Чумазый мальчишка вернулся с кувшином вина и с такой же полной чашей. Лицо старика просияло от радости.
— Твой отец Сенмут — хороший человек. Он умеет писать и он присматривал за мной в счастливые для меня дни, когда вино лилось рекой и мне виделись крокодилы и гиппопотамы там, где их не было. Хороший он человек, хотя всего лишь врач и не владеет луком. Я благодарен ему.

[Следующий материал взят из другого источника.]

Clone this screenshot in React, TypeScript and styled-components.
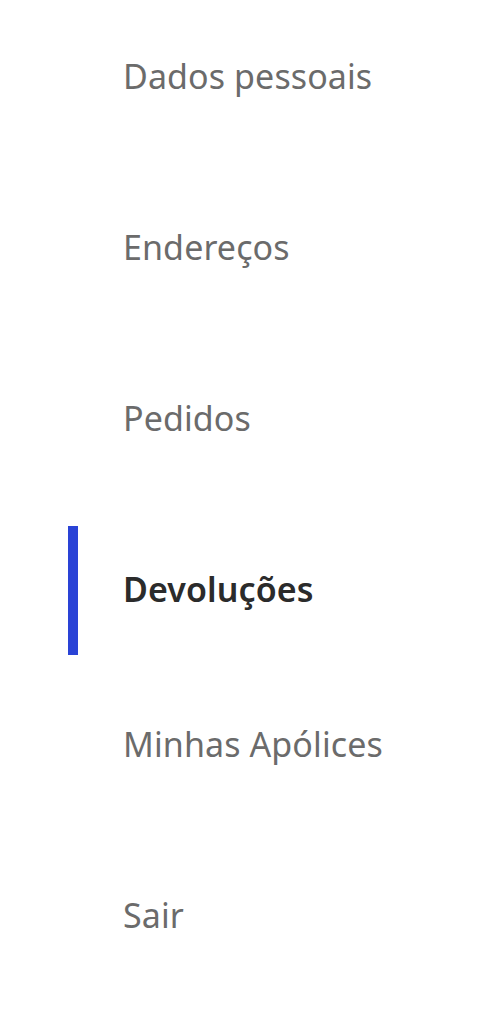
import styled, { createGlobalStyle } from 'styled-components';

const GlobalStyle = createGlobalStyle`
  html, body {
    margin: 0;
    padding: 0;
    background: #ffffff;
  }
`;

const MENU_ITEMS = [
  { label: 'Dados pessoais' },
  { label: 'Endereços' },
  { label: 'Pedidos' },
  { label: 'Devoluções', active: true },
  { label: 'Minhas Apólices' },
  { label: 'Sair' },
];

export default function App() {
  return (
    <>
      <GlobalStyle />
      <Nav>
        {MENU_ITEMS.map((item) => (
          <Item key={item.label} $active={!!item.active}>
            <Marker $active={!!item.active} />
            <Label $active={!!item.active}>{item.label}</Label>
          </Item>
        ))}
      </Nav>
    </>
  );
}

const Nav = styled.nav`
  display: flex;
  flex-direction: column;
  gap: 42px;
  padding: 13px 0 0 68px;
  width: 432px;
  font-family: 'Noto Sans', 'Open Sans', sans-serif;
`;

const Item = styled.a<{ $active: boolean }>`
  display: flex;
  align-items: center;
  gap: 45px;
  height: 129px;
  margin-bottom: ${({ $active }) => ($active ? '-16px' : '0')};
  text-decoration: none;
  cursor: pointer;
`;

const Marker = styled.span<{ $active: boolean }>`
  align-self: stretch;
  width: 10px;
  background: ${({ $active }) => ($active ? '#2a43d6' : 'transparent')};
`;

const Label = styled.span<{ $active: boolean }>`
  font-size: 34px;
  letter-spacing: 0.1px;
  font-weight: ${({ $active }) => ($active ? 600 : 400)};
  color: ${({ $active }) => ($active ? '#2b2b2b' : '#6b6b6b')};
  padding-bottom: 4px;
`;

Я с беспокойством смотрел на кувшин вина, которым Интеб явно был всецело поглощен, и потянул отца за широкий, испачканный лекарствами рукав, опасаясь, как бы после такою количества вина мы не проснулись в какой-нибудь канаве, избитые до синяков. Сенмут тоже взглянул на кувшин, слегка вздохнул и повел меня прочь. Интеб затянул своим пронзительным старческим голосом сирийскую песню под смех голого, загорелого дочерна мальчишки.

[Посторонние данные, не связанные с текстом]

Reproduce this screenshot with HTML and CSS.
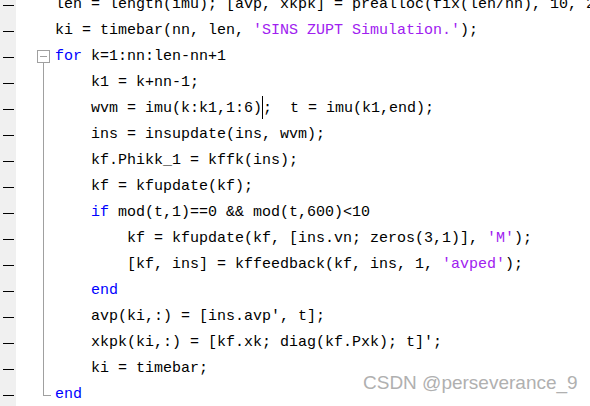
FILE: index.html
```html
<!DOCTYPE html>
<html>
<head>
<meta charset="utf-8">
<link rel="stylesheet" href="styles.css">
</head>
<body>
<div class="editor">
  <div class="row"><div class="mark"><i></i></div><div class="fold"></div><div class="code">len = length(imu); [avp, xkpk] = prealloc(fix(len/nn), 10, 2*kf.n+1);</div></div>
  <div class="row"><div class="mark"><i></i></div><div class="fold"></div><div class="code">ki = timebar(nn, len, <span class="str">'SINS ZUPT Simulation.'</span>);</div></div>
  <div class="row"><div class="mark"><i></i></div><div class="fold start"><b class="box"></b></div><div class="code"><span class="kw">for</span> k=1:nn:len-nn+1</div></div>
  <div class="row"><div class="mark"><i></i></div><div class="fold mid"></div><div class="code">    k1 = k+nn-1;</div></div>
  <div class="row"><div class="mark"><i></i></div><div class="fold mid"></div><div class="code">    wvm = imu(k:k1,1:6)<span class="caret"></span>;  t = imu(k1,end);</div></div>
  <div class="row"><div class="mark"><i></i></div><div class="fold mid"></div><div class="code">    ins = insupdate(ins, wvm);</div></div>
  <div class="row"><div class="mark"><i></i></div><div class="fold mid"></div><div class="code">    kf.Phikk_1 = kffk(ins);</div></div>
  <div class="row"><div class="mark"><i></i></div><div class="fold mid"></div><div class="code">    kf = kfupdate(kf);</div></div>
  <div class="row"><div class="mark"><i></i></div><div class="fold mid"></div><div class="code">    <span class="kw">if</span> mod(t,1)==0 &amp;&amp; mod(t,600)&lt;10</div></div>
  <div class="row"><div class="mark"><i></i></div><div class="fold mid"></div><div class="code">        kf = kfupdate(kf, [ins.vn; zeros(3,1)], <span class="str">'M'</span>);</div></div>
  <div class="row"><div class="mark"><i></i></div><div class="fold mid"></div><div class="code">        [kf, ins] = kffeedback(kf, ins, 1, <span class="str">'avped'</span>);</div></div>
  <div class="row"><div class="mark"><i></i></div><div class="fold mid"></div><div class="code">    <span class="kw">end</span></div></div>
  <div class="row"><div class="mark"><i></i></div><div class="fold mid"></div><div class="code">    avp(ki,:) = [ins.avp', t];</div></div>
  <div class="row"><div class="mark"><i></i></div><div class="fold mid"></div><div class="code">    xkpk(ki,:) = [kf.xk; diag(kf.Pxk); t]';</div></div>
  <div class="row"><div class="mark"><i></i></div><div class="fold mid"></div><div class="code">    ki = timebar;</div></div>
  <div class="row"><div class="mark"><i></i></div><div class="fold last"></div><div class="code"><span class="kw">end</span></div></div>
</div>
<div class="watermark">CSDN @perseverance_9</div>
</body>
</html>
```

FILE: styles.css
```css
html, body {
  margin: 0;
  padding: 0;
  background: #ffffff;
  overflow: hidden;
  width: 590px;
  height: 406px;
}

.editor {
  margin-top: -8px;
  display: flex;
  flex-direction: column;
}

.row {
  display: grid;
  grid-template-columns: 16px 38px 1fr;
  height: 26px;
}

.mark {
  background: #f0f0f0;
  display: flex;
  align-items: center;
}

.mark i {
  display: block;
  margin-left: 3px;
  width: 11px;
  height: 1px;
  background: #000;
  margin-top: 0px;
}

.fold {
  position: relative;
}

.fold.start .box {
  position: absolute;
  left: 21px;
  top: 6px;
  width: 11px;
  height: 11px;
  border: 1px solid #a0a0a0;
  background: #fff;
}

.fold.start .box::after {
  content: "";
  position: absolute;
  left: 2px;
  top: 5px;
  width: 7px;
  height: 1px;
  background: #a0a0a0;
}

.fold.start::after {
  content: "";
  position: absolute;
  left: 27px;
  top: 19px;
  bottom: 0;
  width: 1px;
  background: #a0a0a0;
}

.fold.mid::after {
  content: "";
  position: absolute;
  left: 27px;
  top: 0;
  bottom: 0;
  width: 1px;
  background: #a0a0a0;
}

.fold.last::after {
  content: "";
  position: absolute;
  left: 27px;
  top: 0;
  height: 13px;
  width: 7px;
  border-left: 1px solid #a0a0a0;
  border-bottom: 1px solid #a0a0a0;
}

.code {
  font-family: "Liberation Mono", "DejaVu Sans Mono", monospace;
  font-size: 15px;
  line-height: 26px;
  white-space: pre;
  color: #000;
  overflow: hidden;
  padding-left: 1px;
}

.kw {
  color: #0000ff;
}

.str {
  color: #a020f0;
}

.caret {
  display: inline-block;
  width: 0;
  height: 24px;
  border-left: 1px solid #000;
  vertical-align: middle;
  margin-top: -2px;
}

.watermark {
  position: absolute;
  left: 363px;
  top: 372px;
  font-family: "Liberation Sans", Arial, sans-serif;
  font-size: 19px;
  color: #b0b0b0;
  white-space: nowrap;
}
```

Так я похоронил свои воинственные мечты и больше не сопротивлялся, когда на следующий день отец с матерью отвели меня в школу.
4
Моему отцу было не по карману отправить меня в одну из больших храмовых школ, где учились сыновья, а иногда и дочери богачей, знати и именитых жрецов. Моим наставником был старый жрец Онэ, который жил неподалеку и держал классы на полуразрушенной веранде. Его учениками были дети ремесленников, купцов, старших рабочих порта, унтер-офицеров, честолюбиво мечтавших о карьере писца для своих сыновей. В свое время Онэ прислуживал у Селестия Мута в храме и потому вполне мог давать простейшие уроки письма детям, чтобы впоследствии они сумели вести торговые счета, мерить зерно, головы скота и ведать снабжением армии. В великом городе Фивах были сотни таких маленьких школ. Обучение стоило недорого: ученикам приходилось только содержать учителя. Сын угольщика зимой наполнял его жаровню, сын ткача одевал его, ребенок торговца зерном следил, чтобы у него было достаточно муки, а мой отец лечил его от множества болячек и недугов и давал ему болеутоляющие травы, дабы он принимал их с вином.